The request >>
Reproduce the data exactly and drop any pictures it holds.

Source material >>
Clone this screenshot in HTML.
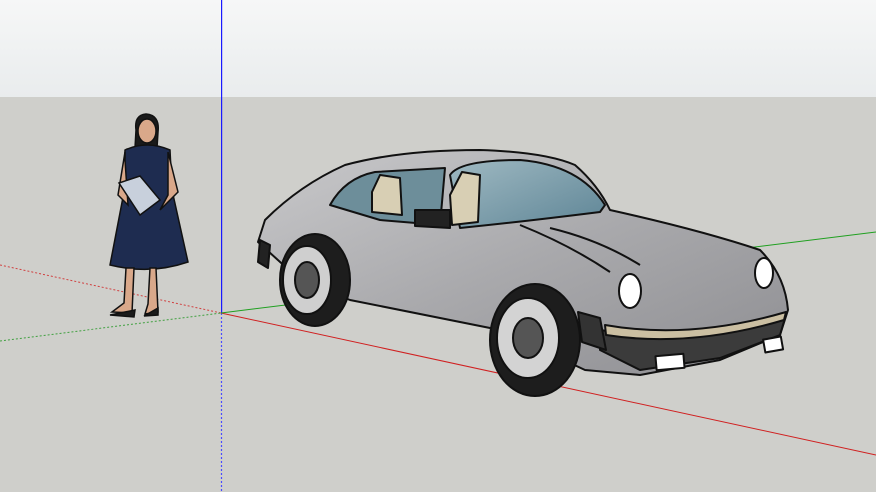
<!DOCTYPE html>
<html><head><style>
html,body{margin:0;padding:0;width:876px;height:492px;overflow:hidden;background:#cfcfcb}
svg{display:block}
</style></head><body>
<svg width="876" height="492" viewBox="0 0 876 492" xmlns="http://www.w3.org/2000/svg">
<defs>
<linearGradient id="sky" x1="0" y1="0" x2="0" y2="1"><stop offset="0" stop-color="#f6f7f7"/><stop offset="1" stop-color="#e9eced"/></linearGradient>
<linearGradient id="body" x1="0" y1="0" x2="1" y2="1"><stop offset="0" stop-color="#c9c9cb"/><stop offset="0.5" stop-color="#a9a9ac"/><stop offset="1" stop-color="#8e8e92"/></linearGradient>
<linearGradient id="glass" x1="0" y1="0" x2="1" y2="1"><stop offset="0" stop-color="#9fb9c2"/><stop offset="1" stop-color="#5e8596"/></linearGradient>
</defs>
<rect width="876" height="97" fill="url(#sky)"/>
<rect y="97" width="876" height="395" fill="#cfcfcb"/>
<!-- axes -->
<rect x="221" y="0" width="1.2" height="313" fill="#1a1aff"/>
<line x1="221.5" y1="313" x2="221.5" y2="492" stroke="#4a4aff" stroke-width="1.2" stroke-dasharray="2,2"/>
<line x1="221" y1="313" x2="876" y2="455" stroke="#d02020" stroke-width="1"/>
<line x1="0" y1="265" x2="221" y2="313" stroke="#d04040" stroke-width="1" stroke-dasharray="2,2"/>
<line x1="221" y1="313" x2="876" y2="232" stroke="#20a020" stroke-width="1"/>
<line x1="0" y1="341" x2="221" y2="313" stroke="#40a040" stroke-width="1" stroke-dasharray="2,2"/>
<!-- woman -->
<g stroke="#111" stroke-width="1.5">
<path d="M136 130 Q134 115 146 114 Q160 115 158 132 L157 148 L135 148 Z" fill="#1a1a1a"/>
<ellipse cx="147" cy="131" rx="9" ry="12" fill="#d9a88a"/>
<path d="M125 150 Q147 140 170 150 L172 190 L188 262 Q150 275 110 265 L124 192 Z" fill="#1e2c50"/>
<path d="M125 152 L118 195 L128 205 L125 160 Z M168 152 L178 192 L160 210 L168 195 Z" fill="#d9a88a"/>
<path d="M119 183 L140 176 L160 200 L140 215 Z" fill="#c8d0dc"/>
<path d="M126 268 L124 303 L112 312 L132 313 L134 268 Z M150 268 L148 304 L145 314 L158 312 L156 268 Z" fill="#d9a88a"/>
<path d="M110 315 L135 310 L134 317 Z M144 316 L158 308 L158 315 Z" fill="#1b1b1b"/>
</g>
<!-- car -->
<g stroke="#111" stroke-width="2" stroke-linejoin="round">
<path d="M258 242 L265 220 Q300 185 345 165 Q400 150 480 150 Q545 152 575 165 Q598 185 610 210 Q700 230 760 250 Q785 275 788 310 L780 335 L720 360 L640 375 L585 370 L500 330 L350 300 L300 280 Z" fill="url(#body)"/>
<path d="M330 205 Q345 178 375 172 L445 168 L440 225 L380 220 Z" fill="#6d8e9a"/>
<path d="M450 175 Q460 160 520 160 Q580 165 605 205 L600 212 Q520 222 460 228 Z" fill="url(#glass)"/>
<path d="M372 192 L380 175 L400 178 L402 215 L372 212 Z M450 195 L462 172 L480 175 L478 222 L452 225 Z" fill="#d8cfb4"/>
<path d="M415 210 L450 210 L450 228 L415 226 Z" fill="#222"/>
<path d="M260 240 L258 262 L268 268 L270 245 Z" fill="#222"/>
<path d="M600 330 Q690 345 785 318 L780 335 L720 358 L640 370 L600 350 Z" fill="#3b3b3b"/>
<path d="M605 325 Q690 340 786 312 L784 320 Q690 348 606 335 Z" fill="#cbbfa2"/>
<path d="M578 312 L600 318 L606 350 L582 342 Z" fill="#333"/>
<ellipse cx="630" cy="291" rx="11" ry="17" fill="#fff"/>
<ellipse cx="764" cy="273" rx="9" ry="15" fill="#fff"/>
<rect x="656" y="355" width="28" height="14" fill="#fff" transform="rotate(-5 670 362)"/>
<rect x="764" y="338" width="18" height="13" fill="#fff" transform="rotate(-10 773 344)"/>
<path d="M520 225 Q570 245 610 272" fill="none"/>
<path d="M550 228 Q600 240 640 265" fill="none"/>
<ellipse cx="315" cy="280" rx="35" ry="46" fill="#1d1d1d"/>
<ellipse cx="307" cy="280" rx="24" ry="34" fill="#cfcfcf"/>
<ellipse cx="307" cy="280" rx="12" ry="18" fill="#555"/>
<ellipse cx="535" cy="340" rx="45" ry="56" fill="#1d1d1d"/>
<ellipse cx="528" cy="338" rx="31" ry="40" fill="#d3d3d3"/>
<ellipse cx="528" cy="338" rx="15" ry="20" fill="#555"/>
</g>
</svg>
</body></html>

Expected answer >>
Clone this screenshot in HTML.
<!DOCTYPE html>
<html><head><style>
html,body{margin:0;padding:0;width:876px;height:492px;overflow:hidden;background:#cfcfcb}
svg{display:block}
</style></head><body>
<svg width="876" height="492" viewBox="0 0 876 492" xmlns="http://www.w3.org/2000/svg">
<defs>
<linearGradient id="sky" x1="0" y1="0" x2="0" y2="1"><stop offset="0" stop-color="#f6f7f7"/><stop offset="1" stop-color="#e9eced"/></linearGradient>
<linearGradient id="body" x1="0" y1="0" x2="1" y2="1"><stop offset="0" stop-color="#c9c9cb"/><stop offset="0.5" stop-color="#a9a9ac"/><stop offset="1" stop-color="#8e8e92"/></linearGradient>
<linearGradient id="glass" x1="0" y1="0" x2="1" y2="1"><stop offset="0" stop-color="#9fb9c2"/><stop offset="1" stop-color="#5e8596"/></linearGradient>
</defs>
<rect width="876" height="97" fill="url(#sky)"/>
<rect y="97" width="876" height="395" fill="#cfcfcb"/>
<!-- axes -->
<rect x="221" y="0" width="1.2" height="313" fill="#1a1aff"/>
<line x1="221.5" y1="313" x2="221.5" y2="492" stroke="#4a4aff" stroke-width="1.2" stroke-dasharray="2,2"/>
<line x1="221" y1="313" x2="876" y2="455" stroke="#d02020" stroke-width="1"/>
<line x1="0" y1="265" x2="221" y2="313" stroke="#d04040" stroke-width="1" stroke-dasharray="2,2"/>
<line x1="221" y1="313" x2="876" y2="232" stroke="#20a020" stroke-width="1"/>
<line x1="0" y1="341" x2="221" y2="313" stroke="#40a040" stroke-width="1" stroke-dasharray="2,2"/>
<!-- woman -->
<g stroke="#111" stroke-width="1.5">
<path d="M136 130 Q134 115 146 114 Q160 115 158 132 L157 148 L135 148 Z" fill="#1a1a1a"/>
<ellipse cx="147" cy="131" rx="9" ry="12" fill="#d9a88a"/>
<path d="M125 150 Q147 140 170 150 L172 190 L188 262 Q150 275 110 265 L124 192 Z" fill="#1e2c50"/>
<path d="M125 152 L118 195 L128 205 L125 160 Z M168 152 L178 192 L160 210 L168 195 Z" fill="#d9a88a"/>
<path d="M119 183 L140 176 L160 200 L140 215 Z" fill="#c8d0dc"/>
<path d="M126 268 L124 303 L112 312 L132 313 L134 268 Z M150 268 L148 304 L145 314 L158 312 L156 268 Z" fill="#d9a88a"/>
<path d="M110 315 L135 310 L134 317 Z M144 316 L158 308 L158 315 Z" fill="#1b1b1b"/>
</g>
<!-- car -->
<g stroke="#111" stroke-width="2" stroke-linejoin="round">
<path d="M258 242 L265 220 Q300 185 345 165 Q400 150 480 150 Q545 152 575 165 Q598 185 610 210 Q700 230 760 250 Q785 275 788 310 L780 335 L720 360 L640 375 L585 370 L500 330 L350 300 L300 280 Z" fill="url(#body)"/>
<path d="M330 205 Q345 178 375 172 L445 168 L440 225 L380 220 Z" fill="#6d8e9a"/>
<path d="M450 175 Q460 160 520 160 Q580 165 605 205 L600 212 Q520 222 460 228 Z" fill="url(#glass)"/>
<path d="M372 192 L380 175 L400 178 L402 215 L372 212 Z M450 195 L462 172 L480 175 L478 222 L452 225 Z" fill="#d8cfb4"/>
<path d="M415 210 L450 210 L450 228 L415 226 Z" fill="#222"/>
<path d="M260 240 L258 262 L268 268 L270 245 Z" fill="#222"/>
<path d="M600 330 Q690 345 785 318 L780 335 L720 358 L640 370 L600 350 Z" fill="#3b3b3b"/>
<path d="M605 325 Q690 340 786 312 L784 320 Q690 348 606 335 Z" fill="#cbbfa2"/>
<path d="M578 312 L600 318 L606 350 L582 342 Z" fill="#333"/>
<ellipse cx="630" cy="291" rx="11" ry="17" fill="#fff"/>
<ellipse cx="764" cy="273" rx="9" ry="15" fill="#fff"/>
<rect x="656" y="355" width="28" height="14" fill="#fff" transform="rotate(-5 670 362)"/>
<rect x="764" y="338" width="18" height="13" fill="#fff" transform="rotate(-10 773 344)"/>
<path d="M520 225 Q570 245 610 272" fill="none"/>
<path d="M550 228 Q600 240 640 265" fill="none"/>
<ellipse cx="315" cy="280" rx="35" ry="46" fill="#1d1d1d"/>
<ellipse cx="307" cy="280" rx="24" ry="34" fill="#cfcfcf"/>
<ellipse cx="307" cy="280" rx="12" ry="18" fill="#555"/>
<ellipse cx="535" cy="340" rx="45" ry="56" fill="#1d1d1d"/>
<ellipse cx="528" cy="338" rx="31" ry="40" fill="#d3d3d3"/>
<ellipse cx="528" cy="338" rx="15" ry="20" fill="#555"/>
</g>
</svg>
</body></html>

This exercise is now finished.